> [Task brief]: Determine how many lines contain the string "React". Respond with that number and nothing more.
##### Source excerpt #####
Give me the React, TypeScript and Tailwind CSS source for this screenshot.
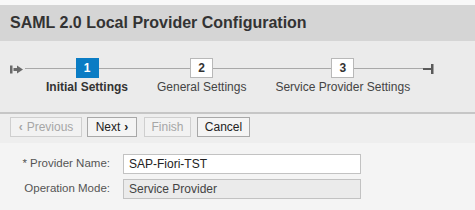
import React from "react";

function StartIcon() {
  return (
    <svg width="14" height="9" viewBox="0 0 14 9" className="block">
      <rect x="0" y="0.5" width="2.5" height="8" fill="#6a6a6a" />
      <rect x="3.5" y="3" width="4" height="3" fill="#6a6a6a" />
      <polygon points="7,0.5 13,4.5 7,8.5" fill="#6a6a6a" />
    </svg>
  );
}

function EndIcon() {
  return (
    <svg width="11" height="10" viewBox="0 0 11 10" className="block">
      <rect x="0" y="4" width="8" height="2" fill="#5a5a5a" />
      <rect x="8" y="0" width="2.5" height="10" fill="#5a5a5a" />
    </svg>
  );
}

function Step({ n, label, active }: { n: number; label: string; active?: boolean }) {
  return (
    <div className="flex flex-col items-center">
      <div
        className={
          active
            ? "w-[23px] h-[20px] bg-[#0a7cc4] text-white text-[12px] font-bold flex items-center justify-center"
            : "w-[23px] h-[20px] bg-white border border-[#b8b8b8] text-[#333] text-[12px] font-bold flex items-center justify-center"
        }
      >
        {n}
      </div>
      <div
        className={
          active
            ? "mt-[2px] text-[12px] leading-[15px] font-bold text-[#333] whitespace-nowrap"
            : "mt-[2px] text-[12px] leading-[15px] text-[#444] whitespace-nowrap"
        }
      >
        {label}
      </div>
    </div>
  );
}

export default function App() {
  return (
    <div
      className="w-[475px] h-[210px] bg-[#f4f4f4] overflow-hidden"
      style={{ fontFamily: '"Liberation Sans", Arial, sans-serif' }}
    >
      <div className="h-[5px] bg-[#f8f8f8]" />
      <div className="h-[36px] bg-[#d5d5d5] pl-[10px] flex items-center text-[16px] font-bold text-[#333]">
        SAML 2.0 Local Provider Configuration
      </div>
      <div className="relative h-[71px] bg-[#ebebeb] pt-[17px]">
        <div className="absolute left-[25px] w-[398px] top-[27px] h-px bg-[#a8a8a8]" />
        <div className="absolute left-[10px] top-[24px]">
          <StartIcon />
        </div>
        <div className="absolute left-[423px] top-[23px]">
          <EndIcon />
        </div>
        <div className="relative flex pl-[46px] gap-[29px]">
          <Step n={1} label="Initial Settings" active />
          <Step n={2} label="General Settings" />
          <Step n={3} label="Service Provider Settings" />
        </div>
      </div>
      <div className="h-[2px] bg-[#c6c6c6]" />
      <div className="h-[29px] bg-[#eeeeee] flex items-start pt-[3px] pl-[10px] text-[12px]">
        <button className="w-[72px] h-[20px] border border-[#cfcfcf] bg-[#f2f2f2] text-[#a6a6a6] flex items-center justify-center">
          <span className="text-[12px] mr-[4px] font-bold">‹</span>Previous
        </button>
        <button className="ml-[5px] w-[50px] h-[20px] border border-[#a8a8a8] bg-[#f4f4f4] text-[#222] flex items-center justify-center">
          Next<span className="ml-[4px] text-[12px] font-bold">›</span>
        </button>
        <button className="ml-[7px] w-[47px] h-[20px] border border-[#cfcfcf] bg-[#f2f2f2] text-[#a6a6a6] flex items-center justify-center">
          Finish
        </button>
        <button className="ml-[6px] w-[53px] h-[20px] border border-[#a8a8a8] bg-[#f4f4f4] text-[#222] flex items-center justify-center">
          Cancel
        </button>
      </div>
      <div className="pt-[11px] flex flex-col gap-[5px] text-[12px]">
        <div className="flex items-center">
          <div className="w-[110px] text-right text-[11.5px] text-[#555] whitespace-nowrap">* Provider Name:</div>
          <div className="ml-[13px] w-[238px] h-[20px] bg-white border border-[#c2c2c2] flex items-center pl-[5px] text-[#222]">
            SAP-Fiori-TST
          </div>
        </div>
        <div className="flex items-center">
          <div className="w-[110px] text-right text-[11.5px] text-[#555] whitespace-nowrap">Operation Mode:</div>
          <div className="ml-[13px] w-[238px] h-[20px] bg-[#ebebeb] border border-[#c2c2c2] flex items-center pl-[5px] text-[#444]">
            Service Provider
          </div>
        </div>
      </div>
    </div>
  );
}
#####
> [Written reply]: 2